Позже мы с папой приходим домой, и я горю от счастья, а вечером выясняется, что от температуры. Затем я проваливаюсь в зыбкий горячечный туман и, редко из него выныривая, досматриваю тот день отрезками диафильма.
Вот врач «Скорой» в синей униформе елозит по моей спине холодным фонендоскопом, от чего я замерзаю так сильно, что от озноба зубы стучат друг о друга, вот бабуся бьет папу по лицу тряпкой, которой обычно вытирают со стола и, рыдая, кричит на него что-то о безответственности, вот я пытаюсь встать, найти и спрятать папин чемодан: я боюсь, что он, обидевшись на тряпочную пощечину, скажет: «Да ну вас!» – и уедет обратно, в Москву, к маме, а приедет только через год, а год – это так невыносимо долго, что за год я успеваю вырасти на несколько делений сантиметровой линейки и даже перейти в следующий класс, вот я слышу перепуганный бабусин крик: «Где она?!» – и топот трех пар ног, и потом вдруг яркий свет, слепящий глаза.
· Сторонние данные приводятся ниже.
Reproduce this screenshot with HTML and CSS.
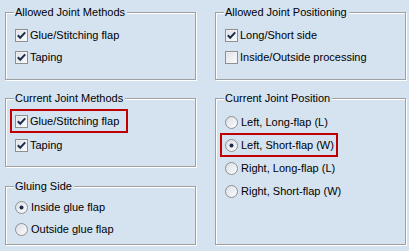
FILE: index.html
```html
<!DOCTYPE html>
<html>
<head>
<meta charset="utf-8">
<link rel="stylesheet" href="styles.css">
</head>
<body>
<svg class="defs" width="0" height="0" aria-hidden="true">
  <defs>
    <linearGradient id="boxfill" x1="0" y1="0" x2="1" y2="1">
      <stop offset="0" stop-color="#dde2e8"/>
      <stop offset="1" stop-color="#fbfbfc"/>
    </linearGradient>
    <linearGradient id="radfill" x1="0" y1="0" x2="1" y2="1">
      <stop offset="0" stop-color="#d9dee5"/>
      <stop offset="1" stop-color="#fdfdfd"/>
    </linearGradient>
  </defs>
</svg>
<div class="dialog">
  <div class="col">
    <section class="group h-allowed">
      <div class="group-title">Allowed Joint Methods</div>
      <div class="rows">
        <div class="opt"><svg class="ctl" viewBox="0 0 13 13"><rect x="0.5" y="0.5" width="12" height="12" fill="#f4f4f4" stroke="#8e8f8f"/><rect x="1.5" y="1.5" width="10" height="10" fill="url(#boxfill)"/><path d="M2.8 6.3 L5.2 8.8 L10.2 3.4" fill="none" stroke="#1c2d4c" stroke-width="2"/></svg><span>Glue/Stitching flap</span></div>
        <div class="opt"><svg class="ctl" viewBox="0 0 13 13"><rect x="0.5" y="0.5" width="12" height="12" fill="#f4f4f4" stroke="#8e8f8f"/><rect x="1.5" y="1.5" width="10" height="10" fill="url(#boxfill)"/><path d="M2.8 6.3 L5.2 8.8 L10.2 3.4" fill="none" stroke="#1c2d4c" stroke-width="2"/></svg><span>Taping</span></div>
      </div>
    </section>
    <section class="group h-current">
      <div class="group-title">Current Joint Methods</div>
      <div class="rows rows-current">
        <div class="opt marked"><svg class="ctl" viewBox="0 0 13 13"><rect x="0.5" y="0.5" width="12" height="12" fill="#f4f4f4" stroke="#8e8f8f"/><rect x="1.5" y="1.5" width="10" height="10" fill="url(#boxfill)"/><path d="M2.8 6.3 L5.2 8.8 L10.2 3.4" fill="none" stroke="#1c2d4c" stroke-width="2"/></svg><span>Glue/Stitching flap</span></div>
        <div class="opt"><svg class="ctl" viewBox="0 0 13 13"><rect x="0.5" y="0.5" width="12" height="12" fill="#f4f4f4" stroke="#8e8f8f"/><rect x="1.5" y="1.5" width="10" height="10" fill="url(#boxfill)"/><path d="M2.8 6.3 L5.2 8.8 L10.2 3.4" fill="none" stroke="#1c2d4c" stroke-width="2"/></svg><span>Taping</span></div>
      </div>
    </section>
    <section class="group h-gluing">
      <div class="group-title">Gluing Side</div>
      <div class="rows rows-gluing">
        <div class="opt radio"><svg class="ctl" viewBox="0 0 13 13"><circle cx="6.5" cy="6.5" r="6" fill="url(#radfill)" stroke="#8e8f8f"/><circle cx="6.5" cy="6.5" r="2" fill="#1c2d4c"/></svg><span>Inside glue flap</span></div>
        <div class="opt radio"><svg class="ctl" viewBox="0 0 13 13"><circle cx="6.5" cy="6.5" r="6" fill="url(#radfill)" stroke="#8e8f8f"/></svg><span>Outside glue flap</span></div>
      </div>
    </section>
  </div>
  <div class="col">
    <section class="group h-allowed">
      <div class="group-title">Allowed Joint Positioning</div>
      <div class="rows">
        <div class="opt"><svg class="ctl" viewBox="0 0 13 13"><rect x="0.5" y="0.5" width="12" height="12" fill="#f4f4f4" stroke="#8e8f8f"/><rect x="1.5" y="1.5" width="10" height="10" fill="url(#boxfill)"/><path d="M2.8 6.3 L5.2 8.8 L10.2 3.4" fill="none" stroke="#1c2d4c" stroke-width="2"/></svg><span>Long/Short side</span></div>
        <div class="opt"><svg class="ctl" viewBox="0 0 13 13"><rect x="0.5" y="0.5" width="12" height="12" fill="#f4f4f4" stroke="#8e8f8f"/><rect x="1.5" y="1.5" width="10" height="10" fill="url(#boxfill)"/></svg><span>Inside/Outside processing</span></div>
      </div>
    </section>
    <section class="group h-position">
      <div class="group-title">Current Joint Position</div>
      <div class="rows rows-position">
        <div class="opt radio"><svg class="ctl" viewBox="0 0 13 13"><circle cx="6.5" cy="6.5" r="6" fill="url(#radfill)" stroke="#8e8f8f"/></svg><span>Left, Long-flap (L)</span></div>
        <div class="opt radio marked"><svg class="ctl" viewBox="0 0 13 13"><circle cx="6.5" cy="6.5" r="6" fill="url(#radfill)" stroke="#8e8f8f"/><circle cx="6.5" cy="6.5" r="2" fill="#1c2d4c"/></svg><span>Left, Short-flap (W)</span></div>
        <div class="opt radio"><svg class="ctl" viewBox="0 0 13 13"><circle cx="6.5" cy="6.5" r="6" fill="url(#radfill)" stroke="#8e8f8f"/></svg><span>Right, Long-flap (L)</span></div>
        <div class="opt radio"><svg class="ctl" viewBox="0 0 13 13"><circle cx="6.5" cy="6.5" r="6" fill="url(#radfill)" stroke="#8e8f8f"/></svg><span>Right, Short-flap (W)</span></div>
      </div>
    </section>
  </div>
</div>
</body>
</html>
```

FILE: styles.css
```css
html, body {
  margin: 0;
  background: #d5e3f1;
}
body {
  font-family: "Liberation Sans", Arial, sans-serif;
  font-size: 11px;
  line-height: 13px;
  color: #000;
  width: 409px;
  height: 251px;
  overflow: hidden;
}
.defs {
  position: absolute;
  width: 0;
  height: 0;
}
.dialog {
  display: flex;
  gap: 19px;
  padding: 12px 0 0 5px;
}
.col {
  display: flex;
  flex-direction: column;
  gap: 18px;
  width: 191px;
  height: 233px;
}
.group {
  position: relative;
  box-sizing: border-box;
  border: 1px solid #a0a0a0;
  box-shadow: inset 1px 1px 0 #fff, 1px 1px 0 #fff;
}
.h-allowed { height: 68px; flex: none; }
.h-current { height: 69px; flex: none; }
.h-gluing { height: 59px; flex: none; margin-top: 1px; }
.h-position { flex: 1; }
.group-title {
  position: absolute;
  top: -7px;
  left: 8px;
  padding: 0 2px 0 1px;
  background: #d5e3f1;
  line-height: 13px;
  white-space: nowrap;
}
.rows {
  display: flex;
  flex-direction: column;
  align-items: flex-start;
  padding: 11px 0 0 9px;
}
.rows-current { gap: 2px; }
.rows-position { padding-top: 12px; gap: 1px; }
.rows-gluing { padding-top: 9px; }
.opt {
  position: relative;
  display: flex;
  align-items: center;
  gap: 2px;
  height: 22px;
  white-space: nowrap;
}
.opt.radio { gap: 3px; }
.ctl {
  width: 13px;
  height: 13px;
  flex: none;
}
.opt.marked::after {
  content: "";
  position: absolute;
  left: -5px;
  top: -1px;
  width: 118px;
  height: 24px;
  box-sizing: border-box;
  border: 2px solid #c00000;
}
```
Меня нашли спящей, свернувшись калачиком, в папином чемодане: если папа и уедет обиженно, он, сам того не зная, возьмет меня с собой…
Я болею долго и тяжело, и в день выздоровления выясняется, что уже сегодня папа уезжает. Я безутешно рыдаю, а потом, опустошенная, сижу за толстой шторой на подоконнике в теплой пижаме и смотрю в заплаканное дождем окно.
На кухне папа прощается с бабусей. Она тоненько плачет у него на плече, называет «сынок» и просит пообещать больше не пить. Папа молчит. И правильно делает: как можно пообещать вообще не пить, если мне вон даже из-за стола выйти нельзя, пока компот не выпит…
Наступает страшный момент прощания. Папа заходит в комнату, обнимает меня сзади, и мы вдвоем, обнявшись, смотрим в заплаканный двор.
Если можно было бы выбирать, когда умирать, то вот прямо сейчас я согласна. От папы пахнет бабусиной пропиткой для тортов.
– Я хочу рассказать тебе тайну, дочка, – говорит папа, не отрывая взгляда от окна. Я напрягаюсь, потому что не люблю тайны, у меня в жизни от них одни проблемы.
– Меня никто-никто не любит, – говорит папа. – Ни мама, ни бабуся… Они всегда от меня что-то хотят. Стремятся меня исправить. Не могут любить таким. Не исправленным.